__TASK OBJECTIVE__: Everything in the data should be repeated exactly, save for the images.

__INFORMATION SHOWN__:
+ + + + +

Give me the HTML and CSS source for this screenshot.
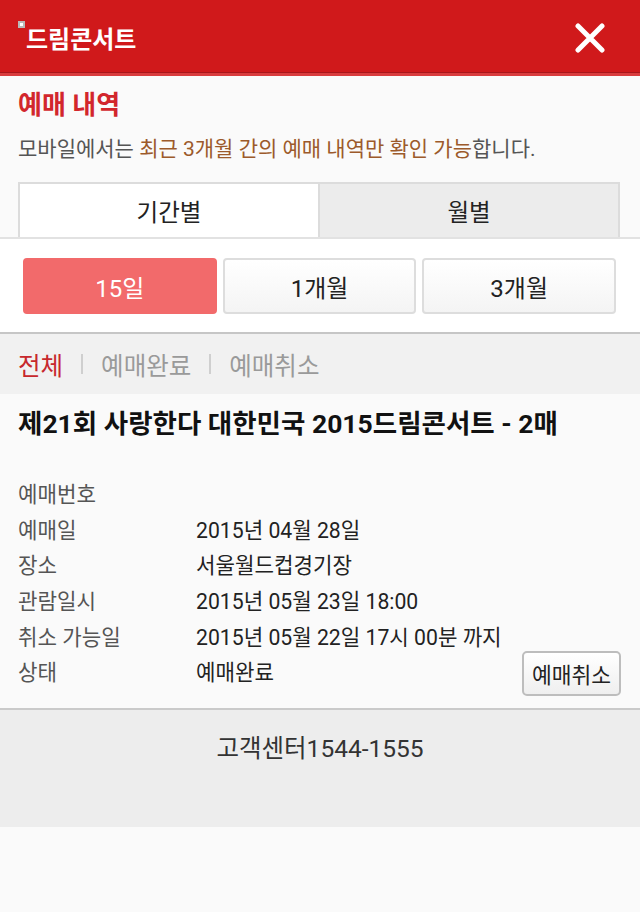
FILE: index.html
```html
<!DOCTYPE html>
<html lang="ko">
<head>
<meta charset="utf-8">
<title>드림콘서트 - 예매 내역</title>
<link rel="stylesheet" href="styles.css">
</head>
<body>
<header class="topbar">
  <div class="brand">
    <span class="brand-icon"></span>
    <span class="brand-name">드림콘서트</span>
  </div>
  <button class="close" aria-label="닫기">
    <svg width="30" height="30" viewBox="0 0 30 30" aria-hidden="true">
      <path d="M3 3 L27 27 M27 3 L3 27" stroke="#fff" stroke-width="5" stroke-linecap="round" fill="none"/>
    </svg>
  </button>
</header>
<div class="topbar-edge"></div>

<section class="intro">
  <h2 class="intro-title">예매 내역</h2>
  <p class="intro-desc">모바일에서는 <span class="hl">최근 3개월 간의 예매 내역만 확인 가능</span>합니다.</p>
</section>

<nav class="tabs">
  <div class="tab active">기간별</div>
  <div class="tab">월별</div>
</nav>

<div class="periods">
  <button class="period active">15일</button>
  <button class="period">1개월</button>
  <button class="period">3개월</button>
</div>

<div class="filters">
  <span class="filter active">전체</span>
  <span class="sep"></span>
  <span class="filter">예매완료</span>
  <span class="sep"></span>
  <span class="filter">예매취소</span>
</div>

<section class="booking">
  <h3 class="booking-title">제21회 사랑한다 대한민국 2015드림콘서트 - 2매</h3>
  <div class="rows">
    <div class="row"><span class="label">예매번호</span><span class="value"></span></div>
    <div class="row"><span class="label">예매일</span><span class="value">2015년 04월 28일</span></div>
    <div class="row"><span class="label">장소</span><span class="value">서울월드컵경기장</span></div>
    <div class="row"><span class="label">관람일시</span><span class="value">2015년 05월 23일 18:00</span></div>
    <div class="row"><span class="label">취소 가능일</span><span class="value">2015년 05월 22일 17시 00분 까지</span></div>
    <div class="row"><span class="label">상태</span><span class="value">예매완료</span><button class="cancel">예매취소</button></div>
  </div>
</section>

<footer class="footer">고객센터1544-1555</footer>
</body>
</html>
```

FILE: styles.css
```css
html, body {
  margin: 0;
  padding: 0;
}
body {
  background: #fafafa;
  font-family: "Roboto", "Noto Sans CJK KR", sans-serif;
  color: #222;
}

/* Header */
.topbar {
  height: 72px;
  background: #d0191b;
  display: flex;
  justify-content: space-between;
  align-items: flex-start;
  padding: 0 35px 0 18px;
}
.brand {
  display: flex;
  align-items: flex-start;
}
.brand-icon {
  width: 3px;
  height: 3px;
  margin-top: 21px;
  border: 2px solid #b9b9b9;
  background: #fff;
}
.brand-name {
  margin-top: 25px;
  margin-left: 1px;
  font-size: 24px;
  line-height: 30px;
  font-weight: 700;
  color: #fff;
}
.close {
  margin-top: 23px;
  width: 30px;
  height: 30px;
  padding: 0;
  border: 0;
  background: none;
  display: block;
}
.close svg {
  display: block;
}
.topbar-edge {
  height: 3px;
  border-top: 1px solid #a8161a;
  background: #d93c3e;
}

/* Intro */
.intro {
  padding: 13px 18px 0;
}
.intro-title {
  margin: 0;
  font-size: 26px;
  line-height: 32px;
  font-weight: 700;
  color: #d2262c;
}
.intro-desc {
  margin: 14px 0 0;
  font-size: 21px;
  line-height: 28px;
  color: #555;
}
.intro-desc .hl {
  color: #9c5a2b;
}

/* Tabs */
.tabs {
  display: flex;
  margin-top: 19px;
  padding: 0 20px 0 18px;
  border-bottom: 2px solid #e2e2e2;
}
.tab {
  flex: 1;
  height: 53px;
  border-top: 2px solid #dcdcdc;
  border-left: 2px solid #dcdcdc;
  display: flex;
  align-items: center;
  justify-content: center;
  font-size: 23.5px;
  color: #222;
  background: #ececec;
}
.tab:last-child {
  border-right: 2px solid #dcdcdc;
}
.tab.active {
  background: #fff;
}

/* Periods */
.periods {
  display: flex;
  gap: 6px;
  padding: 19px 24px 18px 23px;
  background: #fff;
  border-bottom: 2px solid #c6c6c6;
}
.period {
  flex: 1;
  height: 56px;
  border: 2px solid #dddddd;
  border-radius: 4px;
  background: linear-gradient(#ffffff, #f4f4f4);
  font-family: inherit;
  font-size: 24px;
  color: #222;
  padding: 0;
}
.period.active {
  background: #f26a6b;
  border-color: #f26a6b;
  color: #fff;
}

/* Filters */
.filters {
  height: 60px;
  background: #f1f1f1;
  display: flex;
  align-items: center;
  padding-left: 18px;
  font-size: 24.5px;
  color: #9a9a9a;
}
.filter.active {
  color: #c7282d;
}
.sep {
  width: 2px;
  height: 20px;
  background: #cfcfcf;
  margin: 0 18px 0 18px;
}

/* Booking */
.booking {
  padding: 14px 19px 19px 18px;
}
.booking-title {
  margin: 0;
  font-size: 26.5px;
  line-height: 32px;
  font-weight: 700;
  color: #111;
}
.rows {
  margin-top: 35px;
}
.row {
  height: 35.6px;
  display: flex;
  align-items: center;
  font-size: 21.2px;
}
.label {
  width: 178px;
  flex-shrink: 0;
  color: #555;
}
.value {
  color: #222;
}
.cancel {
  margin-left: auto;
  margin-top: 6px;
  flex-shrink: 0;
  width: 99px;
  height: 45px;
  border: 2px solid #bdbdbd;
  border-radius: 5px;
  background: linear-gradient(#ffffff, #efefef);
  font-family: inherit;
  font-size: 21.5px;
  color: #222;
  padding: 0;
}

/* Footer */
.footer {
  border-top: 2px solid #cacaca;
  background: #ededed;
  height: 92px;
  padding-top: 25px;
  text-align: center;
  font-size: 24.5px;
  line-height: 28px;
  color: #333;
}
```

+ + + + +

__FULL OUTPUT__:
Give me the HTML and CSS source for this screenshot.
FILE: index.html
```html
<!DOCTYPE html>
<html lang="ko">
<head>
<meta charset="utf-8">
<title>드림콘서트 - 예매 내역</title>
<link rel="stylesheet" href="styles.css">
</head>
<body>
<header class="topbar">
  <div class="brand">
    <span class="brand-icon"></span>
    <span class="brand-name">드림콘서트</span>
  </div>
  <button class="close" aria-label="닫기">
    <svg width="30" height="30" viewBox="0 0 30 30" aria-hidden="true">
      <path d="M3 3 L27 27 M27 3 L3 27" stroke="#fff" stroke-width="5" stroke-linecap="round" fill="none"/>
    </svg>
  </button>
</header>
<div class="topbar-edge"></div>

<section class="intro">
  <h2 class="intro-title">예매 내역</h2>
  <p class="intro-desc">모바일에서는 <span class="hl">최근 3개월 간의 예매 내역만 확인 가능</span>합니다.</p>
</section>

<nav class="tabs">
  <div class="tab active">기간별</div>
  <div class="tab">월별</div>
</nav>

<div class="periods">
  <button class="period active">15일</button>
  <button class="period">1개월</button>
  <button class="period">3개월</button>
</div>

<div class="filters">
  <span class="filter active">전체</span>
  <span class="sep"></span>
  <span class="filter">예매완료</span>
  <span class="sep"></span>
  <span class="filter">예매취소</span>
</div>

<section class="booking">
  <h3 class="booking-title">제21회 사랑한다 대한민국 2015드림콘서트 - 2매</h3>
  <div class="rows">
    <div class="row"><span class="label">예매번호</span><span class="value"></span></div>
    <div class="row"><span class="label">예매일</span><span class="value">2015년 04월 28일</span></div>
    <div class="row"><span class="label">장소</span><span class="value">서울월드컵경기장</span></div>
    <div class="row"><span class="label">관람일시</span><span class="value">2015년 05월 23일 18:00</span></div>
    <div class="row"><span class="label">취소 가능일</span><span class="value">2015년 05월 22일 17시 00분 까지</span></div>
    <div class="row"><span class="label">상태</span><span class="value">예매완료</span><button class="cancel">예매취소</button></div>
  </div>
</section>

<footer class="footer">고객센터1544-1555</footer>
</body>
</html>
```

FILE: styles.css
```css
html, body {
  margin: 0;
  padding: 0;
}
body {
  background: #fafafa;
  font-family: "Roboto", "Noto Sans CJK KR", sans-serif;
  color: #222;
}

/* Header */
.topbar {
  height: 72px;
  background: #d0191b;
  display: flex;
  justify-content: space-between;
  align-items: flex-start;
  padding: 0 35px 0 18px;
}
.brand {
  display: flex;
  align-items: flex-start;
}
.brand-icon {
  width: 3px;
  height: 3px;
  margin-top: 21px;
  border: 2px solid #b9b9b9;
  background: #fff;
}
.brand-name {
  margin-top: 25px;
  margin-left: 1px;
  font-size: 24px;
  line-height: 30px;
  font-weight: 700;
  color: #fff;
}
.close {
  margin-top: 23px;
  width: 30px;
  height: 30px;
  padding: 0;
  border: 0;
  background: none;
  display: block;
}
.close svg {
  display: block;
}
.topbar-edge {
  height: 3px;
  border-top: 1px solid #a8161a;
  background: #d93c3e;
}

/* Intro */
.intro {
  padding: 13px 18px 0;
}
.intro-title {
  margin: 0;
  font-size: 26px;
  line-height: 32px;
  font-weight: 700;
  color: #d2262c;
}
.intro-desc {
  margin: 14px 0 0;
  font-size: 21px;
  line-height: 28px;
  color: #555;
}
.intro-desc .hl {
  color: #9c5a2b;
}

/* Tabs */
.tabs {
  display: flex;
  margin-top: 19px;
  padding: 0 20px 0 18px;
  border-bottom: 2px solid #e2e2e2;
}
.tab {
  flex: 1;
  height: 53px;
  border-top: 2px solid #dcdcdc;
  border-left: 2px solid #dcdcdc;
  display: flex;
  align-items: center;
  justify-content: center;
  font-size: 23.5px;
  color: #222;
  background: #ececec;
}
.tab:last-child {
  border-right: 2px solid #dcdcdc;
}
.tab.active {
  background: #fff;
}

/* Periods */
.periods {
  display: flex;
  gap: 6px;
  padding: 19px 24px 18px 23px;
  background: #fff;
  border-bottom: 2px solid #c6c6c6;
}
.period {
  flex: 1;
  height: 56px;
  border: 2px solid #dddddd;
  border-radius: 4px;
  background: linear-gradient(#ffffff, #f4f4f4);
  font-family: inherit;
  font-size: 24px;
  color: #222;
  padding: 0;
}
.period.active {
  background: #f26a6b;
  border-color: #f26a6b;
  color: #fff;
}

/* Filters */
.filters {
  height: 60px;
  background: #f1f1f1;
  display: flex;
  align-items: center;
  padding-left: 18px;
  font-size: 24.5px;
  color: #9a9a9a;
}
.filter.active {
  color: #c7282d;
}
.sep {
  width: 2px;
  height: 20px;
  background: #cfcfcf;
  margin: 0 18px 0 18px;
}

/* Booking */
.booking {
  padding: 14px 19px 19px 18px;
}
.booking-title {
  margin: 0;
  font-size: 26.5px;
  line-height: 32px;
  font-weight: 700;
  color: #111;
}
.rows {
  margin-top: 35px;
}
.row {
  height: 35.6px;
  display: flex;
  align-items: center;
  font-size: 21.2px;
}
.label {
  width: 178px;
  flex-shrink: 0;
  color: #555;
}
.value {
  color: #222;
}
.cancel {
  margin-left: auto;
  margin-top: 6px;
  flex-shrink: 0;
  width: 99px;
  height: 45px;
  border: 2px solid #bdbdbd;
  border-radius: 5px;
  background: linear-gradient(#ffffff, #efefef);
  font-family: inherit;
  font-size: 21.5px;
  color: #222;
  padding: 0;
}

/* Footer */
.footer {
  border-top: 2px solid #cacaca;
  background: #ededed;
  height: 92px;
  padding-top: 25px;
  text-align: center;
  font-size: 24.5px;
  line-height: 28px;
  color: #333;
}
```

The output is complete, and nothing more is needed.